All I’m saying is this is REAL. There’s no Brylcreemed hair insight and no red-neckties and no white belts. In fact some of the bands here are so poorly recorded in some cramped humid jam studios I can smell their dirty sneakers. And most importantly I can smell their sweat.
Yes, the concept sounds cool but in reality this compilation needs a lot of work. Understandably when bands all over the world sent in their songs for this comp there’s the issue of sound quality. The 11 songs here are not primed proper, no remastering, not even sound levelling. So one nicely produced song can segues into a blaring mess and then segues into a muddy mix. Usual pitfalls for such a worldwide DIY compilation project.
And of course, there’s no money in this at all. A right labour of love this is but if I’m the guy, I would at least spend a lot of time selecting the tracks, get somebody with a cheap computer to level the sound and yes, get a good artist to do the CD sleeve.
With all that outta the way, lets concentrate on the music and the passion within. First of all, do keep in mind that these bands featured are not old bands. They are all currently active bands, most consisting of guys who were still wrapped in diapers back in 1984.
The CD opens with T.B.S. from Norway with an instrumental titled “Thrasher”, one of the muddier tracks on the comp. With buried drums and bass, I can’t vouch much of its qualities. It is actually the most un-thrashy of the songs here. More like an unfinished and moody mediocre faux-industrial tune with widdly metal solos and bowed basslines.
American band Rizen however quickly lifted us up from the that dire opening. With the production top-notch and crispy, Rizen’s “Master of War” harks back to the days when a more dark and evil vocals came into the Thrash Metal picture, bringing for the new term Death Metal. Here the mechanical double-pedal goes overboard and the solos going for the epic. It reminded me of earlier practitioners of Death Metal, such as Possessed, Slayer and Obituary. Good shit.
Next we have two Colombian bands, both suffering from muddy incoherent production. Victimized offered a relentless attack of Exciter-style primitive speed metal complete with a bit of the classic mosh bridge. Ubergehen, the other Colombian band, also mines the same influences, and I suspect they may even share same band members. Both could be new incarnations of the earliest version Exodus, good songs, good musicianship etc.

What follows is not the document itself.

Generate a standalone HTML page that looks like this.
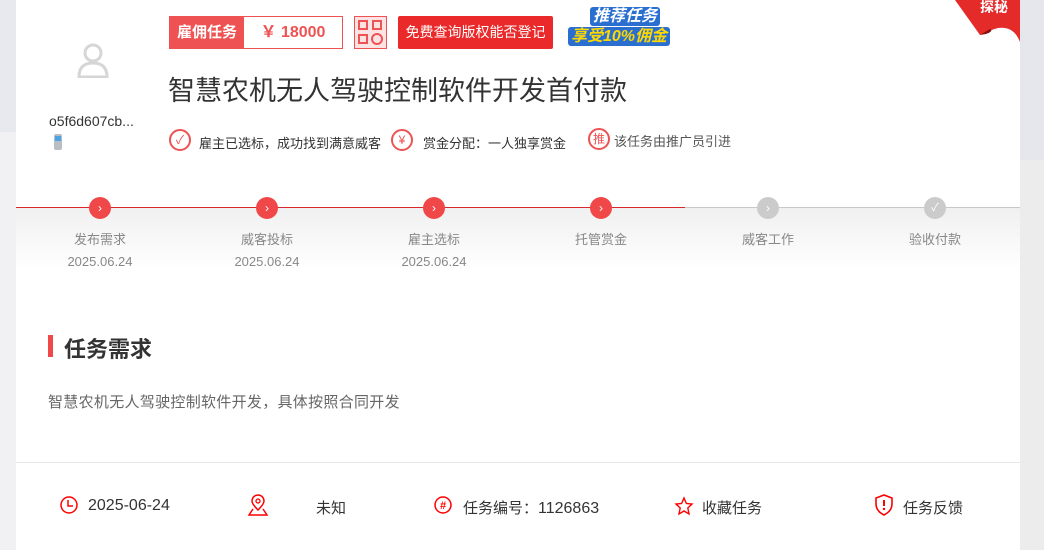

If only they have the money to invest in a proper recording.
The fifth song is titled as “When The King Dies”, another very bad recording but it features a harsher climate of raw vocals and raw guitar couple with intense speed bordering on primitive Black Metal feel. The band is called Mercy Kill from Norway and they bulldozed through the song with much density and relentless power. An excellent band where the passion shines through the awful recording.
When 1428 come on, the air cleared and it goes crispy again. Coming in from the States, 1428 features more Bonded By Blood-style thrash and also bits of Anthrax (without the Belladonna hi-pitch singing tho’).
Australia’s Sabretung followed with the strident Suicide Terror, a headbanging mixture of mid-period Slayer with early precise Coroner. Again a very capable band but there’s a lack of recklessness though, I mean it’s a bit too finely rethreaded, too nicely done that it lost the old chaos.
Sabretung is followed by another good recording via Greece’s Violator, a band that so closely resembles Paul Balloff’-era Exodus that it throws the senses a bit when there’s an Araya yelp inserted the middle. The band also features a bit of that NYHC singalong choruses which is pretty nice to hear nowadays.
Austria’s Epsilon sounds the most “modern” of all here. In fact it’s not really “thrashy”, more like a collection of heavy, mid-tempo riffage punctuated by jagged Prong-like shouts. Good foot-stomping heavy but a bit out of place with the other selections here.
The curiously named Pace of Hearse from Germany follows and it’s like early Venom meets Exciter, very primitive speed metal that kinda killed itself with an awful ballad-style middle part. Not great but good once-over fun.
The whole she-bang closed with an offering by Czech Republic’s Hypnotic Face, a band that could be mining an older area of metal, the days of the British New Wave of Heavy Metal. Their song Trash is a mid-tempo groover with neo-Metallica choruses and chunky riffage. There are moments to it which would bring a smile, but generally pretty tired.
So there. Good intention by the compilers but it is brought down by the sound quality, uneven volume and the awful sleeve! That said, those who love the 80s should give it a listen and check out how’s the “Thrash Metal revival” thing is going.
Me, I would rather spend my time with Mastodon, the only recent metal band which I love to bits. Yeah, they are a huge band now but just like Slayer, they hasn’t disappointed me yet.